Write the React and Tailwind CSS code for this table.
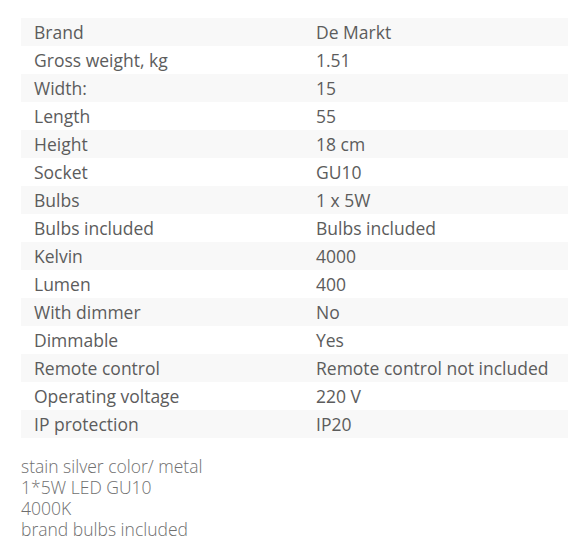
import React from 'react';

const specs = [
  ['Brand', 'De Markt'],
  ['Gross weight, kg', '1.51'],
  ['Width:', '15'],
  ['Length', '55'],
  ['Height', '18 cm'],
  ['Socket', 'GU10'],
  ['Bulbs', '1 x 5W'],
  ['Bulbs included', 'Bulbs included'],
  ['Kelvin', '4000'],
  ['Lumen', '400'],
  ['With dimmer', 'No'],
  ['Dimmable', 'Yes'],
  ['Remote control', 'Remote control not included'],
  ['Operating voltage', '220 V'],
  ['IP protection', 'IP20'],
];

const description = [
  'stain silver color/ metal',
  '1*5W LED GU10',
  '4000K',
  'brand bulbs included',
];

export default function App() {
  return (
    <div className="w-[568px] h-[549px] overflow-hidden bg-white font-['Open_Sans',sans-serif]">
      <div className="pt-[18px] pl-[21px]">
        <div className="w-[564px]">
          {specs.map(([label, value], i) => (
            <div
              key={label}
              className={`grid grid-cols-[282px_282px] h-[28px] items-center text-[17.5px] text-[#5c5c5c] ${
                i % 2 === 0 ? 'bg-[#f8f8f8]' : 'bg-white'
              }`}
            >
              <div className="pl-[13px]">{label}</div>
              <div className="pl-[13px]">{value}</div>
            </div>
          ))}
        </div>
        <div className="mt-[18px] text-[17.5px] leading-[21px] font-light text-[#6f6f6f]">
          {description.map((line) => (
            <div key={line}>{line}</div>
          ))}
        </div>
      </div>
    </div>
  );
}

========

Leave the pictures out and output the rest of the listing exactly.

Write the React and Tailwind CSS code for this table.
import React from 'react';

const specs = [
  ['Brand', 'De Markt'],
  ['Gross weight, kg', '1.51'],
  ['Width:', '15'],
  ['Length', '55'],
  ['Height', '18 cm'],
  ['Socket', 'GU10'],
  ['Bulbs', '1 x 5W'],
  ['Bulbs included', 'Bulbs included'],
  ['Kelvin', '4000'],
  ['Lumen', '400'],
  ['With dimmer', 'No'],
  ['Dimmable', 'Yes'],
  ['Remote control', 'Remote control not included'],
  ['Operating voltage', '220 V'],
  ['IP protection', 'IP20'],
];

const description = [
  'stain silver color/ metal',
  '1*5W LED GU10',
  '4000K',
  'brand bulbs included',
];

export default function App() {
  return (
    <div className="w-[568px] h-[549px] overflow-hidden bg-white font-['Open_Sans',sans-serif]">
      <div className="pt-[18px] pl-[21px]">
        <div className="w-[564px]">
          {specs.map(([label, value], i) => (
            <div
              key={label}
              className={`grid grid-cols-[282px_282px] h-[28px] items-center text-[17.5px] text-[#5c5c5c] ${
                i % 2 === 0 ? 'bg-[#f8f8f8]' : 'bg-white'
              }`}
            >
              <div className="pl-[13px]">{label}</div>
              <div className="pl-[13px]">{value}</div>
            </div>
          ))}
        </div>
        <div className="mt-[18px] text-[17.5px] leading-[21px] font-light text-[#6f6f6f]">
          {description.map((line) => (
            <div key={line}>{line}</div>
          ))}
        </div>
      </div>
    </div>
  );
}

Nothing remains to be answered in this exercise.